Online research will show that Steve Magdaleno’s mixed martial arts career started back in 2006. But more accurately, it started 16 years ago when the Southern Californian’s older brother brought home UFC 2 from the video store.
Watching Royce Gracie dominate much larger competition sparked an ever-lasting interest for the then-15-year-old, and there began a career path and passion for MMA. At the time, the sport wasn’t as accepted as it is now. But luckily for Magdaleno, his mom and dad were completely supportive.
“They were fine,” Magdaleno told GracieMag.com, referencing his family’s opinion of the controversial sport. “They saw Royce beating up people and my dad was excited about it.”
A trip to the Gracie Jiu-Jitsu location thereafter sealed the deal. Fast-forward to now, and the fighter prepares to feature in a co-main event for the BAMMA USA promotion, a regional MMA league based in the Greater Los Angeles area.
With a win over Chris Culley at “BAMMA USA: Badbeat 8” on Friday, March 15, Magdaleno can collect his fourth consecutive victory. If he gets by Culley with a submission or knockout, it will also be his fourth straight finish.
Performances and streaks like these bring attention to a fighter in Magdaleno’s position. The attention not only comes from local spectators, but it also has the capability of catching the eyes of larger promotions like Bellator and the UFC.
For Magdaleno, it’s a teenager’s dream to make it to the UFC ranks — a place he briefly experienced as a cast member on the 12th season of “The Ultimate Fighter.”
“I really would like to make it back to the UFC,” the former TUF contestant said. “I’ve been following it for a long, long time.
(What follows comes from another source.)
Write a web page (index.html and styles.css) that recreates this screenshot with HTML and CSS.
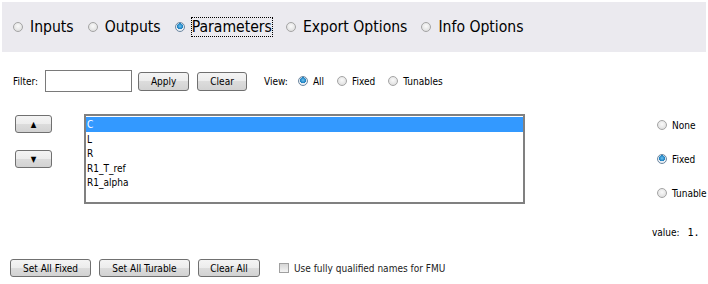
FILE: index.html
```html
<!DOCTYPE html>
<html lang="en">
<head>
    <meta charset="UTF-8">
    <title>Parameters</title>
    <link rel="stylesheet" href="styles.css">
</head>
<body>
    <div class="tabs">
        <label class="tab"><span class="radio"></span>Inputs</label>
        <label class="tab"><span class="radio"></span>Outputs</label>
        <label class="tab"><span class="radio on"></span><span class="focus">Parameters</span></label>
        <label class="tab"><span class="radio"></span>Export Options</label>
        <label class="tab"><span class="radio"></span>Info Options</label>
    </div>

    <div class="filter-row">
        <span class="lbl">Filter:</span>
        <input class="filter" type="text">
        <button class="btn apply">Apply</button>
        <button class="btn clear">Clear</button>
        <span class="lbl view">View:</span>
        <label class="opt"><span class="radio small on"></span>All</label>
        <label class="opt"><span class="radio small"></span>Fixed</label>
        <label class="opt"><span class="radio small"></span>Tunables</label>
    </div>

    <div class="middle">
        <div class="movers">
            <button class="btn arrow">&#9650;</button>
            <button class="btn arrow">&#9660;</button>
        </div>
        <ul class="list">
            <li class="sel">C</li>
            <li>L</li>
            <li>R</li>
            <li>R1_T_ref</li>
            <li>R1_alpha</li>
        </ul>
        <div class="kind">
            <label class="opt"><span class="radio small"></span>None</label>
            <label class="opt"><span class="radio small on"></span>Fixed</label>
            <label class="opt"><span class="radio small"></span>Tunable</label>
            <div class="value">value: <span class="mono">1.</span></div>
        </div>
    </div>

    <div class="bottom">
        <button class="btn wide1">Set All Fixed</button>
        <button class="btn wide2">Set All Turable</button>
        <button class="btn wide3">Clear All</button>
        <label class="check"><span class="box"></span>Use fully qualified names for FMU</label>
    </div>
</body>
</html>
```

FILE: styles.css
```css
body {
    margin: 0;
    background: white;
    color: black;
    font-family: "DejaVu Sans Condensed", "DejaVu Sans", sans-serif;
    font-stretch: condensed;
    font-size: 10px;
    width: 708px;
    height: 284px;
    overflow: hidden;
}
.tabs {
    margin: 2px 2px 0 2px;
    height: 50px;
    background: #ebeaef;
    display: flex;
    align-items: center;
    padding-left: 11px;
    font-size: 15.6px;
}
.tab {
    display: flex;
    align-items: center;
    margin-right: 14px;
}
.focus {
    outline: 1px dotted #000;
    outline-offset: 0;
}
.radio {
    display: inline-block;
    flex-shrink: 0;
    width: 8px;
    height: 8px;
    border: 1px solid #a4a4a4;
    border-radius: 50%;
    background: radial-gradient(circle at 50% 40%, #fafafa, #d8d8d8);
    margin-right: 7px;
    box-sizing: content-box;
}
.radio.on {
    border-color: #6c87a0;
    background: radial-gradient(circle at 50% 40%, #6fc2f0 0, #1a7fc0 45%, #e8eef4 50%, #e8eef4 100%);
}
.radio.small {
    width: 8px;
    height: 8px;
    margin-right: 5px;
}
.filter-row {
    display: flex;
    align-items: center;
    height: 22px;
    margin-top: 18px;
    padding-left: 13px;
}
.filter {
    width: 87px;
    height: 22px;
    box-sizing: border-box;
    border: 1px solid #7a7a7a;
    padding: 0;
    margin: 0 6px 0 7px;
}
.btn {
    font-family: inherit;
    font-stretch: condensed;
    font-size: 10px;
    color: black;
    border: 1px solid #707070;
    border-radius: 3px;
    background: linear-gradient(#f4f4f4 0, #ececec 50%, #dcdcdc 50%, #d2d2d2 100%);
    padding: 0;
    height: 19px;
    box-sizing: border-box;
}
.apply { width: 51px; margin-right: 8px; }
.clear { width: 50px; margin-right: 17px; }
.view { margin-right: 10px; }
.opt {
    display: flex;
    align-items: center;
    margin-right: 13px;
}
.middle {
    display: flex;
    margin-top: 22px;
}
.movers {
    display: flex;
    flex-direction: column;
    flex-shrink: 0;
    gap: 17px;
    padding-left: 15px;
    width: 69px;
    padding-top: 1px;
}
.arrow {
    width: 37px;
    height: 18px;
    font-size: 8px;
    font-stretch: normal;
}
.list {
    list-style: none;
    flex-shrink: 0;
    margin: 0;
    padding: 1px 0 0 0;
    width: 441px;
    height: 90px;
    box-sizing: border-box;
    border: 2px solid #808080;
    font-size: 10px;
}
.list li {
    height: 14.6px;
    line-height: 15px;
    padding-left: 1px;
}
.list li.sel {
    background: #3399ff;
    color: white;
}
.kind {
    flex-shrink: 0;
    margin-left: 132px;
    padding-top: 5px;
    display: flex;
    flex-direction: column;
    gap: 22px;
}
.kind .opt { height: 12px; }
.value {
    margin-left: -5px;
    margin-top: 6px;
}
.mono {
    font-family: "DejaVu Sans Mono", monospace;
    font-stretch: normal;
    margin-left: 5px;
}
.bottom {
    display: flex;
    align-items: center;
    margin-top: 21px;
    padding-left: 10px;
}
.bottom .btn { height: 18px; margin-right: 8px; }
.wide1 { width: 81px; }
.wide2 { width: 91px; }
.wide3 { width: 62px; margin-right: 19px !important; }
.check {
    display: flex;
    align-items: center;
    color: #222;
}
.box {
    width: 8px;
    height: 8px;
    border: 1px solid #a0a0a0;
    background: linear-gradient(#d6d6d6, #f4f4f4);
    margin-right: 5px;
}
```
This has always been my dream since I was 15.”
And for the last few years, the Jiu-Jitsu black belt has been working on the path to the larger promotions with his training partners at PKG Training Center. The facility, which recently relocated from Culver City, Calif. up the road to Westwood, expanded with its recent move and provided a better training environment, according to Magdaleno.
Training in the new gym with the likes of UFC lightweight Mac Danzig, WEC veteran Chad Goerge and others provide Magdaleno with everything he’s needed to build his current win streak.
“I attribute it mostly to my training partners, first and foremost,” he said, talking about what he owes his last three wins to. “Chad helped me a lot, especially for my first knockout. I was training with him every week, pretty much striking and beating each other over the head for that fight.
“[My team] has helped me a lot.”
The team at PKG keeps Magdaleno active, much like his father did when he was a adolescent in the Los Angeles suburb of Torrance. He said growing up in a family with a Spanish background brewed a culture where the men in the family did things like get together for a Julio Cesar Chavez boxing match on Pay-Per-View.
Now, instead of Chavez in the ring, Magdaleno takes his turn in the combat world. He’s no longer the one siting in front of the TV — he’s a part of it now.
“I’m going against guys with winning records, not tomato cans,” he said. “Being featured in the co-main event for [BAMMA USA] is a great platform to show my skills.”